Le voyage commence avec un personnage quelque peu oublié : Alphonse Baudin (1801-1851), républicain socialiste, représentant élu, qui essaya, le 3 décembre 1851, de soulever le peuple du faubourg Saint-Antoine contre le contre le coup d’Etat du futur Napoléon III (le « 18 Brumaire de Louis Bonaparte » dont parle Marx). Seul débout sur la barricade, il fut fauché par les balles des soldats. La couverture de Voyages en Terres d’Espoir est une gravure épique où l’on voit le courageux républicain debout sur la barricade, s’adressant au peuple. La statue en son honneur, érigée par les républicains à la fin du siècle, a été détruite par l’occupant nazi. Il en reste une plaque, tout près des locaux de Mediapart.

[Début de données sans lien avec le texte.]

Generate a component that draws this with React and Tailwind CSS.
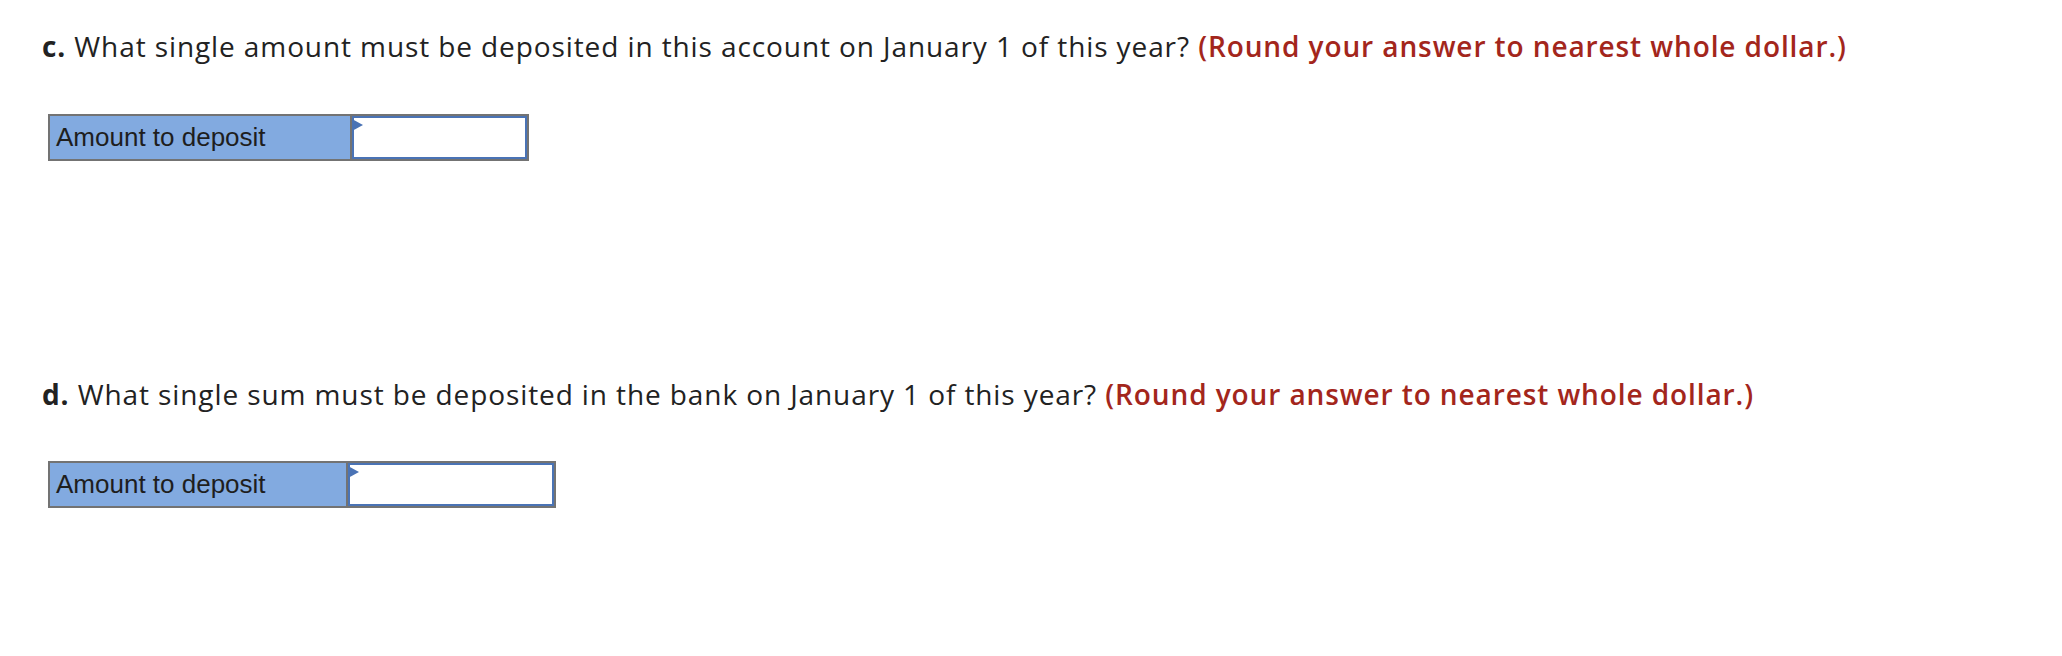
import React from 'react';

const AnswerRow = ({ labelWidth, inputWidth }) => (
  <div className="flex h-[47px] border-2 border-[#737373]" style={{ width: labelWidth + inputWidth }}>
    <div
      className="flex items-center pl-[6px] bg-[#82aae0] border-r-2 border-[#737373] text-[26px] text-[#1e1e1e] shrink-0"
      style={{ width: labelWidth - 2, fontFamily: '"Liberation Sans", Arial, sans-serif' }}
    >
      Amount to deposit
    </div>
    <div className="relative flex-1 bg-white border-2 border-[#4a73b5]">
      <span className="absolute top-[1px] left-[-2px] w-0 h-0 border-t-[6px] border-b-[6px] border-l-[11px] border-t-transparent border-b-transparent border-l-[#4a73b5]"></span>
    </div>
  </div>
);

function App() {
  return (
    <div
      className="w-[2062px] h-[656px] bg-white pt-[29px] pl-[42px] text-[#222222]"
      style={{ fontFamily: '"Open Sans", Lato, sans-serif' }}
    >
      <p className="text-[28px] leading-[34px] tracking-[0.9px] whitespace-nowrap">
        <b>c.</b> What single amount must be deposited in this account on January 1 of this year?{' '}
        <b className="font-semibold text-[#a3261c]">(Round your answer to nearest whole dollar.)</b>
      </p>
      <div className="mt-[51px] ml-[6px]">
        <AnswerRow labelWidth={304} inputWidth={177} />
      </div>

      <p className="mt-[216px] text-[28px] leading-[34px] tracking-[0.9px] whitespace-nowrap">
        <b>d.</b> What single sum must be deposited in the bank on January 1 of this year?{' '}
        <b className="font-semibold text-[#a3261c]">(Round your answer to nearest whole dollar.)</b>
      </p>
      <div className="mt-[50px] ml-[6px]">
        <AnswerRow labelWidth={300} inputWidth={208} />
      </div>
    </div>
  );
}

export default App;
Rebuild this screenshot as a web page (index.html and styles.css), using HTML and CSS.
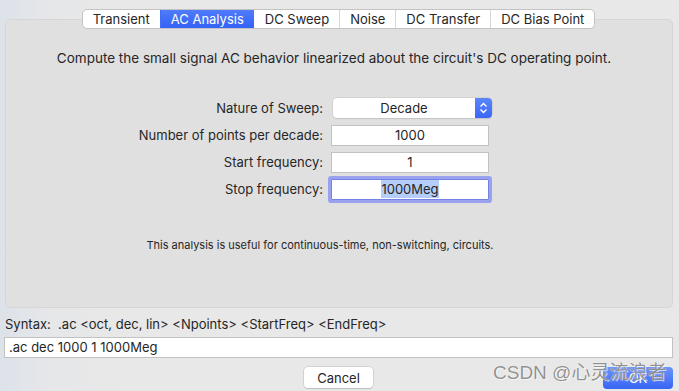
FILE: index.html
```html
<!DOCTYPE html>
<html lang="en">
<head>
    <meta charset="UTF-8">
    <meta name="viewport" content="width=device-width, initial-scale=1.0">
    <title>Edit Simulation Command</title>

    <link rel="stylesheet" href="styles.css">
</head>
<body>
    <div class="window">
        <div class="tabs">
            <div class="tab">Transient</div>
            <div class="tab active">AC Analysis</div>
            <div class="tab">DC Sweep</div>
            <div class="tab">Noise</div>
            <div class="tab">DC Transfer</div>
            <div class="tab">DC Bias Point</div>
        </div>

        <div class="panel">
            <div class="desc">Compute the small signal AC behavior linearized about the circuit's DC operating point.</div>

            <div class="form">
                <label class="label">Nature of Sweep:</label>
                <div class="popup">
                    <span class="popup-value">Decade</span>
                    <span class="stepper">
                        <svg width="9" height="12" viewBox="0 0 9 12">
                            <path d="M1.5 4.5 L4.5 1.5 L7.5 4.5 M1.5 7.5 L4.5 10.5 L7.5 7.5" fill="none" stroke="#fff" stroke-width="1.4"/>
                        </svg>
                    </span>
                </div>

                <label class="label">Number of points per decade:</label>
                <div class="field">1000</div>

                <label class="label">Start frequency:</label>
                <div class="field">1</div>

                <label class="label">Stop frequency:</label>
                <div class="field focused"><span class="sel">1000Meg</span></div>
            </div>

            <div class="note">This analysis is useful for continuous-time, non-switching, circuits.</div>
        </div>

        <div class="syntax">Syntax:&nbsp; .ac &lt;oct, dec, lin&gt; &lt;Npoints&gt; &lt;StartFreq&gt; &lt;EndFreq&gt;</div>
        <div class="command">.ac dec 1000 1 1000Meg</div>

        <div class="buttons">
            <button class="btn cancel" type="button">Cancel</button>
            <button class="btn ok" type="button">OK</button>
        </div>

        <div class="watermark">CSDN @心灵流浪者</div>
    </div>
</body>
</html>
```

FILE: styles.css
```css
body {
    margin: 0;
    padding: 0;
    font-family: Inter, "Liberation Sans", "Noto Sans CJK SC", sans-serif;
    color: #262626;
}

.window {
    position: relative;
    width: 679px;
    height: 391px;
    box-sizing: border-box;
    padding: 9px 6px 0 4px;
    background: linear-gradient(90deg, #dde2e9 0, #e6e7e9 50px, #e8e8e8 120px, #e8e8e8 100%);
    overflow: hidden;
}

.tabs {
    position: relative;
    z-index: 1;
    display: flex;
    width: max-content;
    margin: 0 auto -10px;
    background: #fff;
    border: 1px solid #c3c3c3;
    border-radius: 5px;
    overflow: hidden;
}

.tab {
    height: 18px;
    line-height: 18px;
    padding: 0 10px;
    font-size: 13px;
    border-left: 1px solid #d6d6d6;
}

.tab:first-child {
    border-left: none;
}

.tab.active {
    background: linear-gradient(#4f7bfa, #3462f6);
    color: #fff;
    border-left-color: #3f6cf8;
}

.tab.active + .tab {
    border-left-color: transparent;
}

.panel {
    height: 289px;
    box-sizing: border-box;
    margin-left: 1px;
    padding-top: 30px;
    background: #e0e0e0;
    border: 1px solid #d6d6d6;
    border-radius: 5px;
}

.desc {
    font-size: 13.5px;
    line-height: 16px;
    text-align: center;
    padding-right: 10px;
}

.form {
    display: grid;
    grid-template-columns: 317px 158px;
    column-gap: 8px;
    row-gap: 6px;
    margin-top: 32px;
}

.label {
    font-size: 13px;
    line-height: 21px;
    text-align: right;
}

.popup {
    display: flex;
    width: 159px;
    height: 20px;
    margin-left: 2px;
    background: #fff;
    border-radius: 4px;
    box-shadow: 0 0 0 0.5px #c4c4c4, 0 1px 1px rgba(0, 0, 0, 0.12);
    overflow: hidden;
}

.popup-value {
    flex: 1;
    font-size: 13px;
    line-height: 20px;
    text-align: center;
}

.stepper {
    display: flex;
    align-items: center;
    justify-content: center;
    width: 17px;
    background: linear-gradient(#5b86fb, #3967f7);
}

.field {
    height: 21px;
    box-sizing: border-box;
    background: #fff;
    border: 1px solid #c2c2c2;
    font-size: 13px;
    line-height: 19px;
    text-align: center;
}

.field.focused {
    border-color: #7482e6;
    border-radius: 1px;
    box-shadow: 0 0 0 3px #9aa2ef;
}

.sel {
    background: #b4cdf9;
    padding: 1px 0;
}

.note {
    margin-top: 38px;
    font-size: 11px;
    line-height: 14px;
    text-align: center;
    padding-right: 38px;
}

.syntax {
    margin-top: 8px;
    padding-left: 1px;
    font-size: 13px;
    line-height: 16px;
}

.command {
    height: 21px;
    box-sizing: border-box;
    margin-top: 5px;
    padding-left: 4px;
    background: #fff;
    border: 1px solid #c2c2c2;
    font-size: 13px;
    line-height: 19px;
}

.buttons {
    display: grid;
    grid-template-columns: 1fr auto 1fr;
    align-items: start;
    margin-top: 9px;
}

.btn {
    font-family: inherit;
    font-size: 13px;
    height: 21px;
    padding: 0;
    border: none;
    border-radius: 4px;
    cursor: pointer;
}

.cancel {
    grid-column: 2;
    width: 69px;
    background: #fff;
    color: #262626;
    box-shadow: 0 0 0 0.5px #bdbdbd, 0 1px 1px rgba(0, 0, 0, 0.15);
}

.ok {
    grid-column: 3;
    justify-self: end;
    width: 70px;
    height: 22px;
    background: linear-gradient(#6b95fa, #3765f5);
    color: #fff;
}

.watermark {
    position: absolute;
    left: 493px;
    top: 361px;
    font-family: "Liberation Sans", "Noto Sans CJK SC", sans-serif;
    font-size: 19px;
    line-height: 24px;
    color: rgba(110, 110, 110, 0.75);
    text-shadow: 0 0 1px #fff, 1px 1px 0 rgba(255, 255, 255, 0.6);
    white-space: nowrap;
}
```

La dernière entrée est consacrée à Lisa Fittko (1909-2005), cette socialiste juive berlinoise, réfugiée en France, qui organisa entre Banyuls et Port-Bou, à travers les Pyrénées, un chemin de fuite pour des exilés antifascistes. Pendant sept mois, plusieurs groupes d’exilés purent emprunter cette voie du salut, échappant aux griffes de la Gestapo et de ses auxiliaires français. Parmi eux, un philosophe à l’époque presque inconnu connaîtra une fin tragique : Walter Benjamin. Après avoir emprunté la « Route F » (F pour Fittko) jusqu’à Port-Bou, menacé par les autorités franquistes d’être renvoyé en France (c’est-à-dire à la police de Vichy), il a préféré le suicide. Mais après lui, beaucoup d’autres antifascistes, dont Lisa Fittko elle-même, auront plus de chance et réussiront, grâce à la Route F, à échapper à la peste brune.